STATED GOAL -> Copy the lines of the data below exactly, starting at the first and stopping after the line that contains "import React from 'react';"; include no pictures.

RECORDED INFORMATION ->
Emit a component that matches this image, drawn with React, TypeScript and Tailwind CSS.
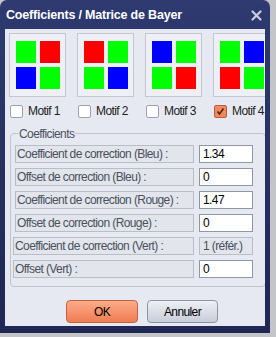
import React from 'react';

const patterns: string[][] = [
  ['#00ff00', '#ff0000', '#0000ff', '#00ff00'],
  ['#ff0000', '#00ff00', '#00ff00', '#0000ff'],
  ['#0000ff', '#00ff00', '#00ff00', '#ff0000'],
  ['#00ff00', '#0000ff', '#ff0000', '#00ff00'],
];

const rows = [
  { label: 'Coefficient de correction (Bleu) :', value: '1.34', edit: true },
  { label: 'Offset de correction (Bleu) :', value: '0', edit: true },
  { label: 'Coefficient de correction (Rouge) :', value: '1.47', edit: true },
  { label: 'Offset de correction (Rouge) :', value: '0', edit: true },
  { label: 'Coefficient de correction (Vert) :', value: '1 (référ.)', edit: false },
  { label: 'Offset (Vert) :', value: '0', edit: true },
];

const font = { fontFamily: '"Liberation Sans Narrow", "Liberation Sans", Arial, sans-serif' };

const App: React.FC = () => {
  return (
    <div className="w-[276px] h-[337px] bg-[#c4c5c9] overflow-hidden">
      <div className="w-[270px] h-[333px] rounded-t-[7px] bg-gradient-to-b from-[#2e3a70] to-[#1f2752] flex flex-col">
        <div className="h-[29px] flex items-center justify-between pl-[6px] pr-[8px] pt-[2px]">
          <span className="text-white font-bold text-[12.5px] tracking-[-0.2px]" style={{ fontFamily: '"Liberation Sans", Arial, sans-serif' }}>
            Coefficients / Matrice de Bayer
          </span>
          <svg width="11" height="11" viewBox="0 0 11 11">
            <path d="M1.5 1.5 L9.5 9.5 M9.5 1.5 L1.5 9.5" stroke="#c8cde0" strokeWidth="2.2" strokeLinecap="round" />
          </svg>
        </div>
        <div className="flex-1 mx-[5px] mb-[7px] bg-[#e6e9f1] overflow-hidden text-[12px] tracking-[-0.6px] text-[#4b505c]" style={font}>
          <div className="w-[280px] pt-[4px] pl-[4px] flex gap-[11px]">
            {patterns.map((p, i) => (
              <div key={i} className="w-[57px] flex flex-col">
                <div className="h-[64px] border border-[#c3c7d0] bg-[#eef0f5] flex items-center justify-center">
                  <div className="grid grid-cols-2 gap-[4px]">
                    {p.map((c, j) => (
                      <div key={j} className="w-[20px] h-[22px]" style={{ backgroundColor: c }} />
                    ))}
                  </div>
                </div>
                <div className="flex items-center gap-[5px] mt-[5px] pl-[1px] text-[#222]">
                  {i === 3 ? (
                    <div className="w-[13px] h-[13px] rounded-[2px] border border-[#b4603f] bg-[#ef8a5e] flex items-center justify-center">
                      <svg width="9" height="9" viewBox="0 0 9 9">
                        <path d="M1.5 4.5 L3.5 7 L7.5 1.5" stroke="#5a2010" strokeWidth="1.6" fill="none" />
                      </svg>
                    </div>
                  ) : (
                    <div className="w-[13px] h-[13px] rounded-[2px] border border-[#9ca2b0] bg-white" />
                  )}
                  <span>Motif {i + 1}</span>
                </div>
              </div>
            ))}
          </div>

          <div className="relative mt-[13px] ml-[5px] w-[256px] h-[154px] border border-[#c0c4cd] rounded-[4px] pt-[11px] pl-[4px]">
            <span className="absolute -top-[9px] left-[7px] px-[1px] bg-[#e6e9f1] text-[#4b505c]">Coefficients</span>
            <div className="flex flex-col gap-[5px]">
              {rows.map((r, i) => (
                <div key={i} className={`flex items-center gap-[5px] ${i >= 4 ? '-ml-[2px]' : ''}`}>
                  <div className={`h-[18px] ${i >= 4 ? 'w-[181px]' : 'w-[179px]'} border border-[#b9bdc6] bg-[#e2e5ec] flex items-center pl-[1px] text-[#4b505c] whitespace-nowrap overflow-hidden`}>
                    {r.label}
                  </div>
                  <div className={`h-[18px] w-[54px] border flex items-center pl-[3px] ${r.edit ? 'border-[#8f96a6] bg-white text-black' : 'border-[#b9bdc6] bg-[#e2e5ec] text-[#4b505c]'}`}>
                    {r.value}
                  </div>
                </div>
              ))}
            </div>
          </div>

          <div className="flex gap-[9px] mt-[13px] ml-[61px]">
            <button className="w-[72px] h-[23px] rounded-[4px] border border-[#c2623f] bg-gradient-to-b from-[#fbab89] to-[#f07c52] text-black">
              OK
            </button>
            <button className="w-[71px] h-[23px] rounded-[4px] border border-[#8e94a6] bg-gradient-to-b from-[#eef0f5] to-[#c9cdd9] text-black">
              Annuler
            </button>
          </div>
        </div>
      </div>
    </div>
  );
};

export default App;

FULL ANSWER ->
Emit a component that matches this image, drawn with React, TypeScript and Tailwind CSS.
import React from 'react';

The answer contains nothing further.